_GIVEN INSTRUCTION_: Wherever the word "styles" appears in a line, extract that line.

_DATA SEGMENT_:
----
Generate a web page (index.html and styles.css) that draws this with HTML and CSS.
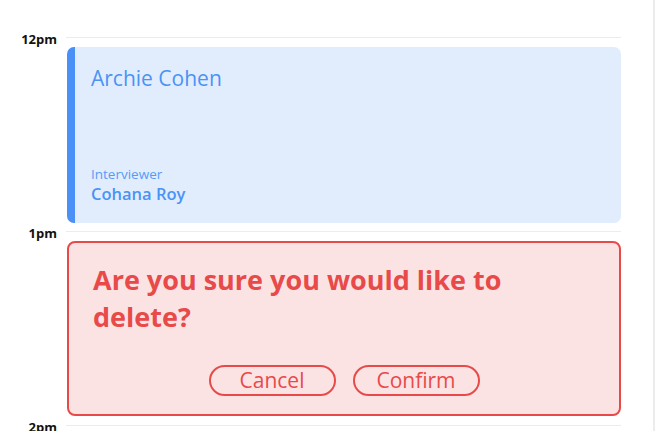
FILE: index.html
```html
<!DOCTYPE html>
<html>
<head>
<meta charset="utf-8">
<link rel="stylesheet" href="styles.css">
</head>
<body>
<div class="calendar">
  <div class="slot slot-partial">
    <div class="time"></div>
    <div class="lane"></div>
  </div>
  <div class="slot">
    <div class="time"><span class="label">12pm</span></div>
    <div class="lane">
      <div class="event">
        <div class="event-title">Archie Cohen</div>
        <div class="event-meta">
          <div class="meta-label">Interviewer</div>
          <div class="meta-value">Cohana Roy</div>
        </div>
      </div>
    </div>
  </div>
  <div class="slot">
    <div class="time"><span class="label">1pm</span></div>
    <div class="lane">
      <div class="confirm">
        <div class="confirm-text">Are you sure you would like to delete?</div>
        <div class="actions">
          <button class="btn">Cancel</button>
          <button class="btn">Confirm</button>
        </div>
      </div>
    </div>
  </div>
  <div class="slot">
    <div class="time"><span class="label">2pm</span></div>
    <div class="lane"></div>
  </div>
</div>
</body>
</html>
```
FILE: styles.css
```css
* { box-sizing: border-box; }
html, body { margin: 0; padding: 0; background: #fff; }
body { font-family: "Open Sans", "Noto Sans", sans-serif; overflow: hidden; height: 431px; }

.calendar {
  width: 655px;
  border-right: 2px solid #ececec;
  height: 431px;
  padding-right: 32px;
}

.slot {
  display: grid;
  grid-template-columns: 66px 1fr;
  height: 194px;
}
.slot-partial { height: 37px; }

.time {
  display: flex;
  justify-content: flex-end;
  padding-right: 9px;
}
.label {
  font-weight: 700;
  font-size: 13px;
  line-height: 16px;
  color: #111;
  margin-top: -6px;
}
.slot-partial .lane { border-top: none; }
.lane {
  border-top: 1px solid #ececec;
  padding-top: 9px;
}

.event {
  margin-left: 1px;
  height: 176px;
  background: #e1edfd;
  border-left: 8px solid #4a90f7;
  border-radius: 7px;
  padding: 18px 16px 19px 16px;
  display: flex;
  flex-direction: column;
  justify-content: space-between;
  color: #4a93f5;
}
.event-title { font-size: 21px; line-height: 27px; }
.meta-label { font-size: 13.5px; line-height: 18px; font-weight: 400; opacity: 0.9; }
.meta-value { font-size: 16.5px; line-height: 21px; font-weight: 600; }

.confirm {
  margin-left: 1px;
  height: 175px;
  background: #fbe3e4;
  border: 2px solid #e84a4a;
  border-radius: 8px;
  padding: 18px 24px 18px 24px;
  color: #e84a4a;
  display: flex;
  flex-direction: column;
  justify-content: space-between;
}
.confirm-text { font-size: 27px; line-height: 37px; font-weight: 700; max-width: 430px; }
.actions { display: flex; justify-content: center; gap: 17px; }
.btn {
  font-family: inherit;
  width: 127px;
  height: 31px;
  border: 2px solid #e84a4a;
  border-radius: 16px;
  background: transparent;
  color: #e84a4a;
  font-size: 21px;
  line-height: 25px;
  padding: 0;
}
```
----
_RESPONSE_:
Generate a web page (index.html and styles.css) that draws this with HTML and CSS.
<link rel="stylesheet" href="styles.css">
FILE: styles.css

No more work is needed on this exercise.